Most insurance policies require you to notify your insurer of address changes within a specific timeframe (often 30 days). This notification triggers a review of how your new address affects your rating, including reassessing commute distance to your workplace from your new home. However, many people notify insurers about address changes without considering whether they should also update commute or mileage information. If your move doubled your commute distance, that information should be updated too—failure to update could be viewed as misrepresentation if mileage discrepancies later surface during claims.

Borrowed and Loaned Vehicles

If you regularly borrow someone else's vehicle or loan your vehicle to others, mileage tracking becomes more complex.
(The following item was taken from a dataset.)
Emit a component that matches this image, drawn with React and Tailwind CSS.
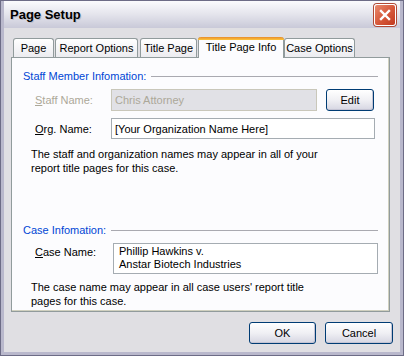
import React from 'react';

const FONT = { fontFamily: '"Liberation Sans", Arial, sans-serif' };

// ---------------------------------------------------------
// Tab
// ---------------------------------------------------------
const Tab = ({ label, width, selected, className = '' }) =>
  selected ? (
    <div
      className={`relative -mb-px h-[21px] flex items-start justify-center pt-[3px] bg-[#fcfcfe] border-x border-[#919b9c] rounded-t-[3px] text-black ${className}`}
      style={{ width }}
    >
      <div className="absolute left-[-1px] right-[-1px] top-0 h-[3px] rounded-t-[3px] bg-gradient-to-b from-[#e68b2c] to-[#ffc73c]" />
      {label}
    </div>
  ) : (
    <div
      className={`h-[19px] flex items-center justify-center bg-gradient-to-b from-white to-[#ececf0] border border-b-0 border-[#919b9c] rounded-t-[3px] text-black ${className}`}
      style={{ width }}
    >
      {label}
    </div>
  );

// ---------------------------------------------------------
// Group heading with rule
// ---------------------------------------------------------
const GroupHeading = ({ label, className = '' }) => (
  <div className={`flex items-center h-[14px] pl-[11px] pr-[11px] ${className}`}>
    <span className="text-[#0046d5] whitespace-nowrap">{label}</span>
    <div className="flex-1 h-px bg-[#a9a9b0] ml-[5px]" />
  </div>
);

// ---------------------------------------------------------
// XP button
// ---------------------------------------------------------
const XpButton = ({ label, width }) => (
  <div
    className="h-[22px] flex items-center justify-center rounded-[3px] border border-[#003c74] bg-gradient-to-b from-white via-[#f0f0f4] to-[#d6d6e2] text-black shadow-[inset_-1px_-1px_0_#c4c4d4]"
    style={{ width }}
  >
    {label}
  </div>
);

export default function App() {
  return (
    <div
      className="w-[404px] h-[356px] flex flex-col bg-[#e0dfe3] border border-[#6d6c86] text-[11px] leading-[14px] text-black overflow-hidden"
      style={FONT}
    >
      {/* Title bar */}
      <div className="h-[27px] shrink-0 flex items-center justify-between pl-[6px] pr-[4px] bg-gradient-to-b from-[#fbfbfd] via-[#e4e4ec] to-[#c9c9d8] border-x-[3px] border-[#b9b8cc]">
        <span className="text-[13px] font-bold text-black [text-shadow:1px_1px_0_#c0c0cc]">Page Setup</span>
        <div className="w-[22px] h-[22px] rounded-[3px] border border-white bg-gradient-to-br from-[#e88a6e] via-[#d75a3c] to-[#c2391e] flex items-center justify-center shadow-[0_0_0_1px_#b04a36]">
          <svg width="12" height="12" viewBox="0 0 12 12">
            <path d="M2 2 L10 10 M10 2 L2 10" stroke="white" strokeWidth="2.4" strokeLinecap="square" />
          </svg>
        </div>
      </div>

      {/* Body */}
      <div className="flex-1 flex flex-col border-x-[3px] border-b-[3px] border-[#b9b8cc] px-[7px] pt-[9px]">
        {/* Tabs */}
        <div className="flex items-end h-[20px] pl-[2px] relative z-10">
          <Tab label="Page" width={41} />
          <Tab label="Report Options" width={83} className="ml-[1px]" />
          <Tab label="Title Page" width={57} className="ml-[2px]" />
          <Tab label="Title Page Info" width={86} selected className="ml-[1px]" />
          <Tab label="Case Options" width={71} />
        </div>

        {/* Panel */}
        <div className="w-[379px] h-[255px] flex flex-col bg-[#fcfcfe] border border-[#919b9c] shadow-[inset_-1px_-1px_0_#d0d0bf]">
          <GroupHeading label="Staff Member Infomation:" className="mt-[11px]" />

          <div className="flex items-center mt-[6px] pl-[23px] h-[22px]">
            <span className="w-[76px] text-[#aca899]"><span className="underline">S</span>taff Name:</span>
            <div className="w-[206px] h-[22px] flex items-center pl-[3px] bg-[#e1e1e6] border border-[#c9c7ba] text-[#aca899]">
              Chris Attorney
            </div>
            <div className="ml-[9px]">
              <XpButton label="Edit" width={48} />
            </div>
          </div>

          <div className="flex items-center mt-[7px] pl-[23px] h-[21px]">
            <span className="w-[76px]"><span className="underline">O</span>rg. Name:</span>
            <div className="w-[264px] h-[21px] flex items-center pl-[3px] bg-white border border-[#a5acb2]">
              [Your Organization Name Here]
            </div>
          </div>

          <p className="mt-[8px] pl-[19px]">
            The staff and organization names may appear in all of your
            <br />
            report title pages for this case.
          </p>

          <GroupHeading label="Case Infomation:" className="mt-[48px]" />

          <div className="flex items-start mt-[6px] pl-[23px]">
            <span className="w-[78px] mt-[2px]"><span className="underline">C</span>ase Name:</span>
            <div className="w-[265px] h-[31px] pl-[5px] pt-[1px] bg-white border border-[#a5acb2] leading-[13px]">
              Phillip Hawkins v.
              <br />
              Anstar Biotech Industries
            </div>
          </div>

          <p className="mt-[6px] pl-[19px]">
            The case name may appear in all case users' report title
            <br />
            pages for this case.
          </p>
        </div>

        {/* Dialog buttons */}
        <div className="flex justify-end gap-[9px] mt-[10px]">
          <XpButton label="OK" width={67} />
          <XpButton label="Cancel" width={68} />
        </div>
      </div>
    </div>
  );
}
The miles you drive in someone else's car still represent driving exposure that affects your risk profile, but they don't accumulate on your vehicle's odometer. Similarly, miles others drive in your vehicle affect your vehicle's mileage but might not reflect your personal driving exposure.

Most insurance policies primarily follow the vehicle rather than the driver (with some exceptions), meaning the vehicle owner's insurance typically provides primary coverage regardless of who's driving. However, for mileage rating purposes, insurers want to know how much each covered driver actually drives, potentially including driving of vehicles not owned by the household. Accurately conveying these complex usage patterns in insurance applications can be challenging and might require detailed explanations beyond simple mileage numbers.

Maximizing Mileage-Based Savings: Practical Strategies 💡

Understanding how mileage affects premiums is valuable only if you can apply that knowledge to reduce your insurance costs while maintaining appropriate coverage. Here are practical strategies for maximizing mileage-based savings:

Track Your Actual Mileage

Before making any changes to your insurance, know your actual current annual mileage. Document your odometer reading today and check it again in 3-6 months to calculate your actual mileage rate. Many people drastically overestimate or underestimate their driving, and your insurance decisions should be based on reality rather than guesses. Smartphone apps, GPS systems, or simple odometer logs can help track mileage accurately.

For multi-vehicle households, track mileage separately for each vehicle. You might discover that one vehicle accumulates far more miles than others, creating opportunities to optimize insurance coverage by placing the highest coverage on the highest-value vehicle that's driven least, or by pursuing pay-per-mile insurance specifically for your low-mileage vehicle.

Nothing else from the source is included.